The legislation provides that that a closure notice must either state that in the HMRC officer's opinion no amendment of the return is required or make the amendments of the return required to give effect to HMRC’s conclusions.  Since Embiricos had not provided information about his overseas income, the Court of Appeal said the partial closure notice could not be issued because the tax returns could not be amended to show the amount of tax due.

“This decision is unhelpful for taxpayers seeking to bring complex enquiries to a close,” said Steven Porter, a tax disputes expert at Pinsent Masons.

“The taxpayer’s advisers were trying to get a closure notice issued in relation to the domicile point, so that they could appeal this to the tribunal without having to go into the detail of the taxpayer’s overseas income and gains” Porter said.

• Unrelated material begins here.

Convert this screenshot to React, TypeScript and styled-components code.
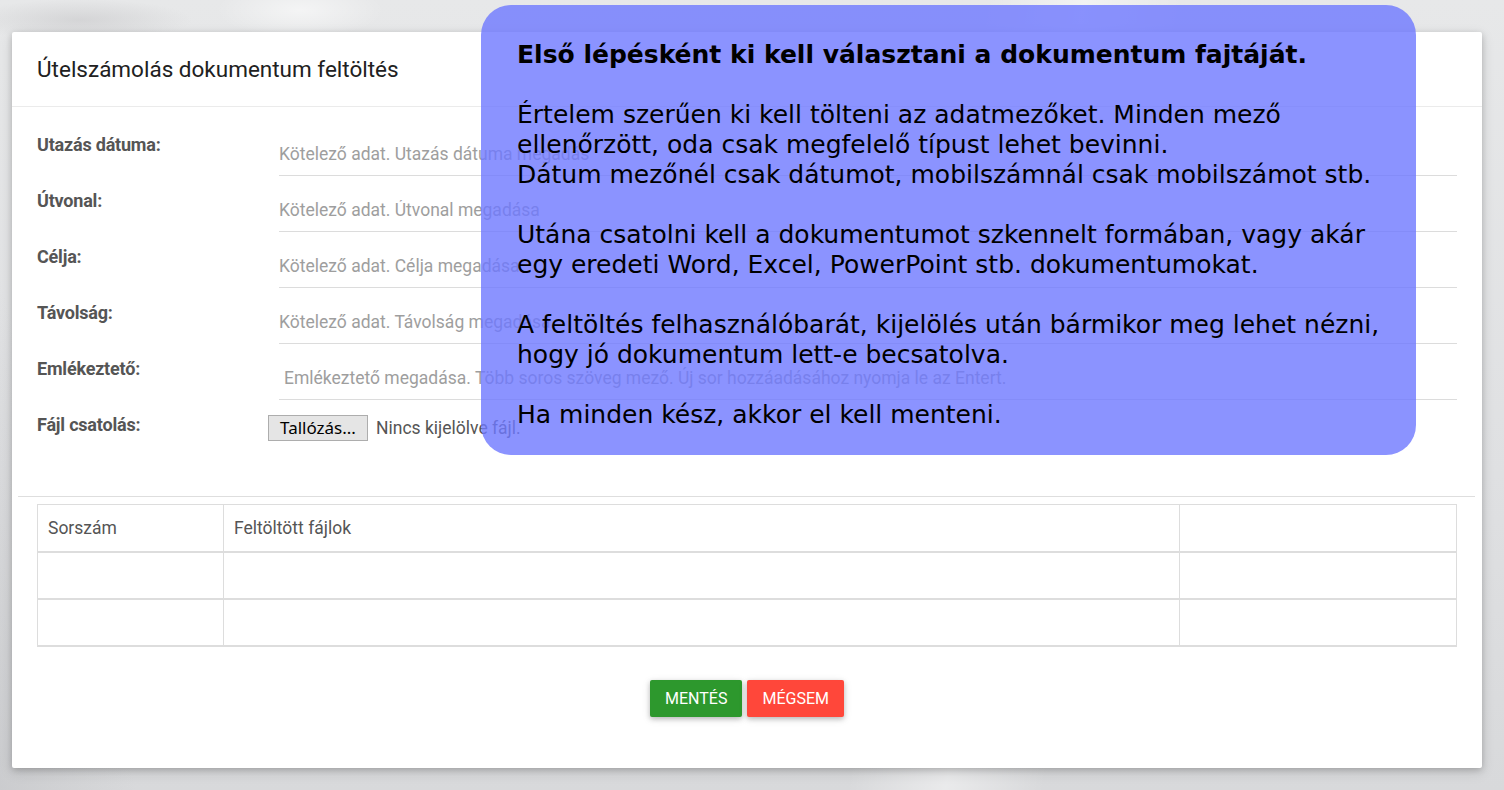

In the Court of Appeal, Lady Justice Simler said that an issue can only be a ‘matter’ for the purposes of the partial closure notice rules if, were it the only issue being enquired into, HMRC could issue a valid final closure notice in respect of it.

She said this analysis “achieves the greater finality sought by this legislative amendment by early resolution of one or more discrete matters at the enquiry stage, together with accelerating payment of any tax due in consequence of the matter determined. And it avoids the unnecessary fragmentation of a single dispute into multiple ‘matters’ that would frustrate the purpose of the statutory scheme”.

In Embiricos’ case, Lady Simler said a partial closure notice would be required to state HMRC’s conclusion that the remittance basis is disallowed and make the amendments to the return required to give effect to this conclusion by amending the return to bring into charge the relevant foreign income and gains, with a calculation or assessment of the income and capital gains tax payable. This could not be done because Embiricos had not provided HMRC with information about his offshore income and gains.

However, she said that this did not mean that a partial closure notice must always make amendments to the return by specifying the tax payable. If HMRC’s conclusion does not have computational consequences because it does not affect the self-assessment for the year or the taxpayer in question, then no amendment would be required to be made by the partial closure notice to the calculation of tax due in the self-assessment. One example of this would be a claim to carry forward a loss to a future year that is made in the tax return but has no computational consequences for the fiscal year to which the return relates. In that case a closure notice could simply disallow the loss claim by amending the return to disallow or remove it.

“The Court of Appeal’s narrow interpretation of what constitutes a ‘matter’ capable of being the subject of a partial closure notice reduces the usefulness of these notices for those seeking to bring to a close long-running HMRC enquiries,” Porter said.